To illustrate this, he points to the language of the civil-rights bill that was passed in 1997 and vetoed by the people in 1998, which contains the language “except that a religious corporation, association, or organization is exempt from these provisions.”
“All we did was specify what was intended by those old bills,” Garrity says. And he says there had to be something unique about this bill to convince the legislature that the issue needed to be addressed so soon after ‘98. Catholic-approved language was unique. If some don’t understand, he says, “there is really unrealistic thinking about what one can expect from the legislature after one is voted down by the public.”
But whether Garrity understands the backlash or not, he recognizes its impact on the Yes on 6 campaign.
“It dulled the enthusiasm that we would have expected to emerge,” he says. And for a campaign that was already struggling to find volunteers who weren’t already working for the Gore campaign, this early lack of support was deadly.
But security in moving the bill through the legislature wasn’t the only benefit Garrity and others expected from the alliance with the church. With the Catholic Church on board, supporters thought, the monopoly the religious right holds on arguments of morality would be broken. Plus, brokers of the deal thought it would mean a deeper reach into rural areas of Maine as the church spread the word about its support of Question 6.
But the support from the church never translated into rank-and-file Catholics’ actually supporting the referendum as the campaign had hoped. Exact numbers are impossible to come by, but a look at results in traditionally Catholic voting districts tells the story. In the heavily Catholic rural districts of Aroostook County, Question 6 failed miserably. In towns like Madawaska, Saint Agatha, and Frenchville it failed by nearly a two-to-one margin. But even in more urban Catholic districts throughout Lewiston, Question 6 failed. Although the margin was much tighter than in the rural areas of Aroostook County (and much tighter than in the special election from February of 1998), the Catholics couldn’t pull the “yes” numbers high enough.
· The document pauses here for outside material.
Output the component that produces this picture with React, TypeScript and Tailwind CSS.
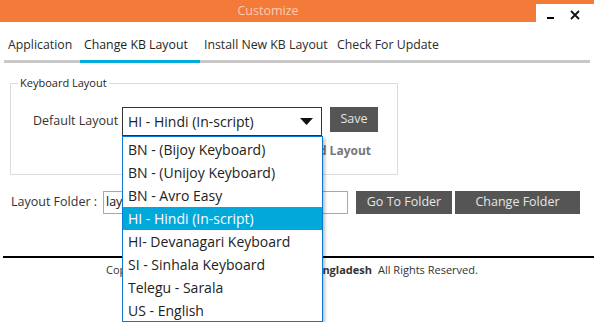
import { useState } from "react";

const tabs = [
    { label: "Application", width: "w-[76px]" },
    { label: "Change KB Layout", width: "w-[120px]" },
    { label: "Install New KB Layout", width: "w-[133px]" },
    { label: "Check For Update", width: "w-[114px]" },
];

const layouts = [
    "BN - (Bijoy Keyboard)",
    "BN - (Unijoy Keyboard)",
    "BN - Avro Easy",
    "HI - Hindi (In-script)",
    "HI- Devanagari Keyboard",
    "SI - Sinhala Keyboard",
    "Telegu - Sarala",
    "US - English",
];

export default function App() {
    const [activeTab] = useState(1);
    const [selected, setSelected] = useState("HI - Hindi (In-script)");

    return (
        <div className="w-[594px] h-[322px] bg-white overflow-hidden text-[#1e1e1e] font-['Open_Sans',sans-serif]">
            {/* Title bar */}
            <div className="flex h-[22px]">
                <div className="flex-1 bg-[#f47a39] flex items-center justify-center text-[12.5px] text-[#fbcdb3]">
                    Customize
                </div>
                <div className="w-[58px] flex flex-col">
                    <div className="h-[5px] bg-[#f47a39]" />
                    <div className="flex items-start h-[20px]">
                        <span className="mt-[13px] ml-[11px] w-[7px] h-[2px] bg-black" />
                        <svg className="mt-[6px] ml-[16px]" width="10" height="10" viewBox="0 0 10 10">
                            <path d="M1 1 L9 9 M9 1 L1 9" stroke="#111" strokeWidth="1.8" />
                        </svg>
                    </div>
                </div>
            </div>

            {/* Tabs */}
            <div className="mx-[4px] mt-[14px]">
                <div className="flex text-[12.3px] leading-[18px]">
                    {tabs.map((t, i) => (
                        <div
                            key={t.label}
                            className={`${t.width} shrink-0 pl-[4px] whitespace-nowrap ${i === activeTab ? "text-[#1e1e1e]" : "text-[#2b2b2b]"}`}
                        >
                            {t.label}
                        </div>
                    ))}
                </div>
                <div className="flex h-[3px] mt-[6px] bg-[#c8c8c8]">
                    <div className="w-[76px]" />
                    <div className="w-[120px] bg-[#00acdc]" />
                </div>
            </div>

            {/* Keyboard Layout group */}
            <div className="relative ml-[10px] mt-[20px] w-[388px] h-[92px] border border-[#dcdcdc]">
                <span className="absolute -top-[8px] left-[7px] bg-white px-[2px] text-[11px] leading-[14px]">
                    Keyboard Layout
                </span>
                <div className="flex items-start mt-[23px]">
                    <span className="ml-[22px] w-[89px] shrink-0 mt-[5px] whitespace-nowrap text-[12.5px] leading-[18px] text-[#333]">
                        Default Layout
                    </span>
                    <div className="relative shrink-0">
                        <div className="w-[200px] h-[29px] border border-[#333] flex items-center pl-[5px] pr-[8px] text-[14px] text-[#222]">
                            <span className="flex-1">{selected}</span>
                            <svg width="13" height="7" viewBox="0 0 13 7">
                                <path d="M0 0 H13 L6.5 7 Z" fill="#111" />
                            </svg>
                        </div>
                        {/* Open dropdown list */}
                        <ul className="absolute z-10 left-0 top-[29px] w-[201px] h-[186px] bg-white border border-[#0a78d4] pt-[1px] text-[14px] shadow-[2px_2px_3px_rgba(0,0,0,0.25)]">
                            {layouts.map((l) => (
                                <li
                                    key={l}
                                    onClick={() => setSelected(l)}
                                    className={`h-[23px] flex items-center pl-[5px] ${l === selected ? "bg-[#00a9d9] text-white" : "text-[#222]"}`}
                                >
                                    {l}
                                </li>
                            ))}
                        </ul>
                    </div>
                    <div className="ml-[8px] w-[48px] shrink-0 flex flex-col items-end">
                        <button className="w-[48px] h-[25px] bg-[#555555] text-[#e6e6e6] text-[12.5px]">Save</button>
                        <span className="mt-[10px] mr-[7px] text-[12px] font-bold text-[#777] whitespace-nowrap">
                            Reload Layout
                        </span>
                    </div>
                </div>
            </div>

            {/* Layout folder row */}
            <div className="flex items-center mt-[16px]">
                <span className="ml-[11px] w-[92px] shrink-0 whitespace-nowrap text-[12.5px] text-[#333]">Layout Folder :</span>
                <div className="w-[245px] h-[23px] shrink-0 border border-[#a9a9a9] flex items-center pl-[2px] text-[12.5px] text-[#111] overflow-hidden">
                    layouts
                </div>
                <button className="ml-[8px] w-[96px] h-[23px] bg-[#555555] text-[#e6e6e6] text-[12.5px]">Go To Folder</button>
                <button className="ml-[3px] w-[125px] h-[23px] bg-[#555555] text-[#e6e6e6] text-[12.5px]">Change Folder</button>
            </div>

            {/* Footer */}
            <div className="mt-[42px] ml-[3px] h-[2px] bg-black" />
            <div className="flex items-center mt-[4px] pl-[106px] text-[11px] leading-[16px] whitespace-nowrap">
                <div className="w-[266px] flex justify-between">
                    <span className="text-[#333]">Copyright ©</span>
                    <span className="font-bold text-[#333]">OmicronLab Bangladesh</span>
                </div>
                <span className="ml-[6px] text-[#333]">All Rights Reserved.</span>
            </div>
        </div>
    );
}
The tally from Lewiston’s 15 districts was 7292 “yes” votes to 8226 “no” votes.
Marc Mutty, director of public affairs for the Roman Catholic Diocese of Portland, knew from the start it would be “a toss-up” whether Catholics would support the measure.
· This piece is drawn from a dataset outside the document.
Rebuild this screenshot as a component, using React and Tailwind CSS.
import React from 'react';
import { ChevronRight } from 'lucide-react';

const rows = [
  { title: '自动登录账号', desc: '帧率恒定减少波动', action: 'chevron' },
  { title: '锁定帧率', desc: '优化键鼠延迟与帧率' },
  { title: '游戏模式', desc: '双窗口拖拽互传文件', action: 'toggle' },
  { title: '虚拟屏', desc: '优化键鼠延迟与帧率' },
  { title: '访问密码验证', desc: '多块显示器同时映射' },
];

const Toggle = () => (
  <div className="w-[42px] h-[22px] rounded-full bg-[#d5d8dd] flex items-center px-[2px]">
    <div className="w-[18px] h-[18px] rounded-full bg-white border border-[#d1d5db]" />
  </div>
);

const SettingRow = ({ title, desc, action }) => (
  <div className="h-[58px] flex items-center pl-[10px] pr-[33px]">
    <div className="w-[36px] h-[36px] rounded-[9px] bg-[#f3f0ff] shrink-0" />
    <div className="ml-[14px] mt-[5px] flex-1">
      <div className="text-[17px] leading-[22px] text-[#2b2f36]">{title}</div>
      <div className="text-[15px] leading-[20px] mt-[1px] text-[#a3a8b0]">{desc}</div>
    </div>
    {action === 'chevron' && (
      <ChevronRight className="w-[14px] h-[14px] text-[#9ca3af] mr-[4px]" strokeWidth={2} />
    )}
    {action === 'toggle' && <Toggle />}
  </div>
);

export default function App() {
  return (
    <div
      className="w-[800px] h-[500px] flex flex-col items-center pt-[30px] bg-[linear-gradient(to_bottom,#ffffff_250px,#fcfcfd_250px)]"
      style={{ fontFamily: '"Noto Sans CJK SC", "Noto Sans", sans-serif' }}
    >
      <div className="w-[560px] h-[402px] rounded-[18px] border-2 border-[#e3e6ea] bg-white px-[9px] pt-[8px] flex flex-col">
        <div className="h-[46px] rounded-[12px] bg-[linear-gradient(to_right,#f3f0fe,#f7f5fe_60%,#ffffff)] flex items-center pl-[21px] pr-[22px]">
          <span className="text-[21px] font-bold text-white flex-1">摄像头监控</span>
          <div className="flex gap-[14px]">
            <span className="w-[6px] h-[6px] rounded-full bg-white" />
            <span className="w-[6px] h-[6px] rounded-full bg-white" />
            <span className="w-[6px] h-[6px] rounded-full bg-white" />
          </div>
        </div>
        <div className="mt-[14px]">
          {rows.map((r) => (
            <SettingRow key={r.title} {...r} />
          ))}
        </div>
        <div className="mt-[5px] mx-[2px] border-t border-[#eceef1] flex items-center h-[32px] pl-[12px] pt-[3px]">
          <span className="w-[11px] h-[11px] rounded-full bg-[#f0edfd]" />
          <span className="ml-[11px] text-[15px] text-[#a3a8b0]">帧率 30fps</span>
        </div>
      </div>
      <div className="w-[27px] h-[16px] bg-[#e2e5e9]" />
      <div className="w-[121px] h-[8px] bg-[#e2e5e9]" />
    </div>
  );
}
“I knew this was going to be a tough sell,” says Mutty, who represented the church in negotiations over the bill. “When I would try to explain it to the people, they would say, ‘Well, if you can support this bill, then why are you exempting yourself from it?’ The question of exemptions was a nightmare.”
But even supporters within the Catholic Church, like Mutty, couldn’t dedicate themselves to the campaign; the issue of physician-assisted suicide — Question 1 — occupied the bulk of their time.
And as far as breaking the religious right’s hold on the moral high ground, that seems to have failed as well. According to Paul Volle, executive director of the Christian Coalition of Maine, the compromise drove many Catholics to his side.
“The Diocese really managed to tick off a lot of its parishioners,” says Volle. “To the people in the pews, the Diocese position couldn’t be reconciled with the position of the pope.”
Further, says Volle, the alliance with the Catholic Church represented a strategic misstep by the Yes on 6 campaign.
“At the same time the church was trying to get people out to vote for Question 6, they were trying to get those same people out to vote on Question 1. Well, the folks who voted against Question 1 are the same folks who vote with us [on Question 6]. The Church was in an untenable position, and I think they lost a lot of credibility because of it.”